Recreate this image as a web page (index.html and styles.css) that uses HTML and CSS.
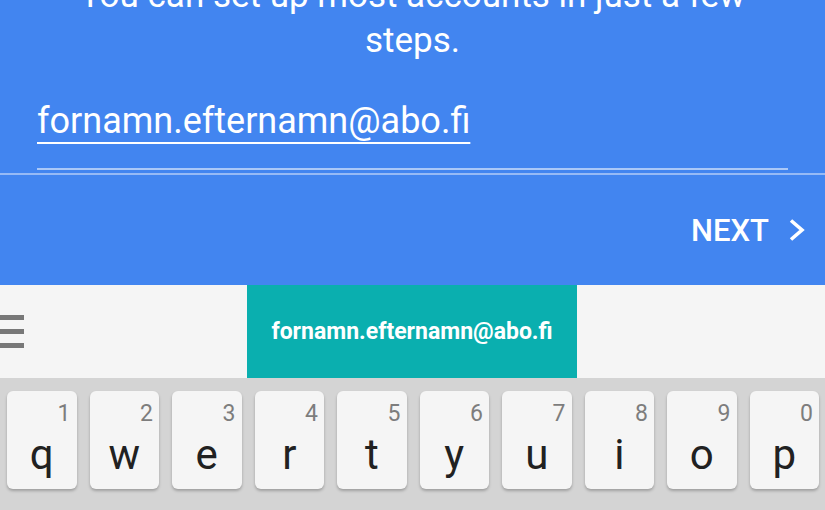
FILE: index.html
```html
<!DOCTYPE html>
<html lang="en">
<head>
    <meta charset="UTF-8">
    <meta name="viewport" content="width=device-width, initial-scale=1.0">
    <title>Add account</title>
    <link rel="stylesheet" href="styles.css">
</head>
<body>
    <main>
        <section class="setup">
            <p class="intro">You can set up most accounts in just a few steps.</p>

            <div class="field">
                <span class="field-value">fornamn.efternamn@abo.fi</span>
            </div>
            <div class="divider"></div>

            <div class="actions">
                <button class="next">
                    NEXT
                    <svg width="18" height="22" viewBox="0 0 18 22">
                        <path d="M3 1.5 L14 11 L3 20.5" fill="none" stroke="#fff" stroke-width="3.6"/>
                    </svg>
                </button>
            </div>
        </section>

        <div class="suggestions">
            <div class="menu">
                <span></span>
                <span></span>
                <span></span>
            </div>
            <div class="suggestion">fornamn.efternamn@abo.fi</div>
        </div>

        <div class="keyboard">
            <div class="key"><sup>1</sup><span>q</span></div>
            <div class="key"><sup>2</sup><span>w</span></div>
            <div class="key"><sup>3</sup><span>e</span></div>
            <div class="key"><sup>4</sup><span>r</span></div>
            <div class="key"><sup>5</sup><span>t</span></div>
            <div class="key"><sup>6</sup><span>y</span></div>
            <div class="key"><sup>7</sup><span>u</span></div>
            <div class="key"><sup>8</sup><span>i</span></div>
            <div class="key"><sup>9</sup><span>o</span></div>
            <div class="key"><sup>0</sup><span>p</span></div>
        </div>
    </main>
</body>
</html>
```

FILE: styles.css
```css
*{
    box-sizing: border-box;
}
body{
    margin: 0;
    padding: 0;
    font-family: Roboto, 'Noto Sans', sans-serif;
    overflow: hidden;
}
main{
    width: 825px;
    height: 510px;
    overflow: hidden;
    background: rgb(212 212 212);
}
.setup{
    height: 285px;
    display: flex;
    flex-direction: column;
    background: rgb(66 133 240);
    color: rgb(255 255 255);
    overflow: hidden;
}
.intro{
    margin: -27px auto 0;
    width: 720px;
    font-size: 35px;
    line-height: 45px;
    text-align: center;
}
.field{
    margin: 38px 37px 0;
    padding-bottom: 27px;
    border-bottom: 2px solid rgb(170 200 248);
}
.field-value{
    font-size: 36px;
    line-height: 40px;
    text-decoration: underline;
    text-decoration-thickness: 2px;
    text-underline-offset: 9px;
}
.divider{
    margin-top: 3px;
    height: 2px;
    background: rgb(150 186 246);
}
.actions{
    flex: 1;
    display: flex;
    align-items: center;
    justify-content: flex-end;
    padding-right: 19px;
}
.next{
    display: flex;
    align-items: center;
    gap: 19px;
    background: none;
    border: 0;
    padding: 0;
    color: rgb(255 255 255);
    font-family: inherit;
    font-size: 31px;
    font-weight: 500;
}
.suggestions{
    height: 93px;
    display: flex;
    align-items: center;
    background: rgb(245 245 245);
}
.menu{
    width: 247px;
    display: flex;
    flex-direction: column;
    gap: 9px;
}
.menu span{
    display: block;
    width: 24px;
    height: 5px;
    background: rgb(120 120 120);
}
.suggestion{
    width: 330px;
    height: 100%;
    display: grid;
    place-items: center;
    background: rgb(10 175 175);
    color: rgb(255 255 255);
    font-size: 23px;
    font-weight: 700;
}
.keyboard{
    display: grid;
    grid-template-columns: repeat(10, 1fr);
    padding-top: 13px;
}
.key{
    position: relative;
    margin: 0 6px 0 7px;
    height: 98px;
    border-radius: 6px;
    background: rgb(245 245 245);
    box-shadow: 0 2px 3px rgba(0,0,0,0.25);
    text-align: center;
}
.key sup{
    position: absolute;
    top: 10px;
    right: 6px;
    font-size: 23px;
    line-height: 26px;
    color: rgb(125 125 125);
}
.key span{
    display: block;
    padding-top: 40px;
    font-size: 42px;
    line-height: 48px;
    color: rgb(33 33 33);
}
```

□ □ □ □ □ □ □

• [Given task]: Transcribe all the lines above exactly, apart from the pictures.

• [Finished exercise]:
Recreate this image as a web page (index.html and styles.css) that uses HTML and CSS.
FILE: index.html
```html
<!DOCTYPE html>
<html lang="en">
<head>
    <meta charset="UTF-8">
    <meta name="viewport" content="width=device-width, initial-scale=1.0">
    <title>Add account</title>
    <link rel="stylesheet" href="styles.css">
</head>
<body>
    <main>
        <section class="setup">
            <p class="intro">You can set up most accounts in just a few steps.</p>

            <div class="field">
                <span class="field-value">fornamn.efternamn@abo.fi</span>
            </div>
            <div class="divider"></div>

            <div class="actions">
                <button class="next">
                    NEXT
                    <svg width="18" height="22" viewBox="0 0 18 22">
                        <path d="M3 1.5 L14 11 L3 20.5" fill="none" stroke="#fff" stroke-width="3.6"/>
                    </svg>
                </button>
            </div>
        </section>

        <div class="suggestions">
            <div class="menu">
                <span></span>
                <span></span>
                <span></span>
            </div>
            <div class="suggestion">fornamn.efternamn@abo.fi</div>
        </div>

        <div class="keyboard">
            <div class="key"><sup>1</sup><span>q</span></div>
            <div class="key"><sup>2</sup><span>w</span></div>
            <div class="key"><sup>3</sup><span>e</span></div>
            <div class="key"><sup>4</sup><span>r</span></div>
            <div class="key"><sup>5</sup><span>t</span></div>
            <div class="key"><sup>6</sup><span>y</span></div>
            <div class="key"><sup>7</sup><span>u</span></div>
            <div class="key"><sup>8</sup><span>i</span></div>
            <div class="key"><sup>9</sup><span>o</span></div>
            <div class="key"><sup>0</sup><span>p</span></div>
        </div>
    </main>
</body>
</html>
```

FILE: styles.css
```css
*{
    box-sizing: border-box;
}
body{
    margin: 0;
    padding: 0;
    font-family: Roboto, 'Noto Sans', sans-serif;
    overflow: hidden;
}
main{
    width: 825px;
    height: 510px;
    overflow: hidden;
    background: rgb(212 212 212);
}
.setup{
    height: 285px;
    display: flex;
    flex-direction: column;
    background: rgb(66 133 240);
    color: rgb(255 255 255);
    overflow: hidden;
}
.intro{
    margin: -27px auto 0;
    width: 720px;
    font-size: 35px;
    line-height: 45px;
    text-align: center;
}
.field{
    margin: 38px 37px 0;
    padding-bottom: 27px;
    border-bottom: 2px solid rgb(170 200 248);
}
.field-value{
    font-size: 36px;
    line-height: 40px;
    text-decoration: underline;
    text-decoration-thickness: 2px;
    text-underline-offset: 9px;
}
.divider{
    margin-top: 3px;
    height: 2px;
    background: rgb(150 186 246);
}
.actions{
    flex: 1;
    display: flex;
    align-items: center;
    justify-content: flex-end;
    padding-right: 19px;
}
.next{
    display: flex;
    align-items: center;
    gap: 19px;
    background: none;
    border: 0;
    padding: 0;
    color: rgb(255 255 255);
    font-family: inherit;
    font-size: 31px;
    font-weight: 500;
}
.suggestions{
    height: 93px;
    display: flex;
    align-items: center;
    background: rgb(245 245 245);
}
.menu{
    width: 247px;
    display: flex;
    flex-direction: column;
    gap: 9px;
}
.menu span{
    display: block;
    width: 24px;
    height: 5px;
    background: rgb(120 120 120);
}
.suggestion{
    width: 330px;
    height: 100%;
    display: grid;
    place-items: center;
    background: rgb(10 175 175);
    color: rgb(255 255 255);
    font-size: 23px;
    font-weight: 700;
}
.keyboard{
    display: grid;
    grid-template-columns: repeat(10, 1fr);
    padding-top: 13px;
}
.key{
    position: relative;
    margin: 0 6px 0 7px;
    height: 98px;
    border-radius: 6px;
    background: rgb(245 245 245);
    box-shadow: 0 2px 3px rgba(0,0,0,0.25);
    text-align: center;
}
.key sup{
    position: absolute;
    top: 10px;
    right: 6px;
    font-size: 23px;
    line-height: 26px;
    color: rgb(125 125 125);
}
.key span{
    display: block;
    padding-top: 40px;
    font-size: 42px;
    line-height: 48px;
    color: rgb(33 33 33);
}
```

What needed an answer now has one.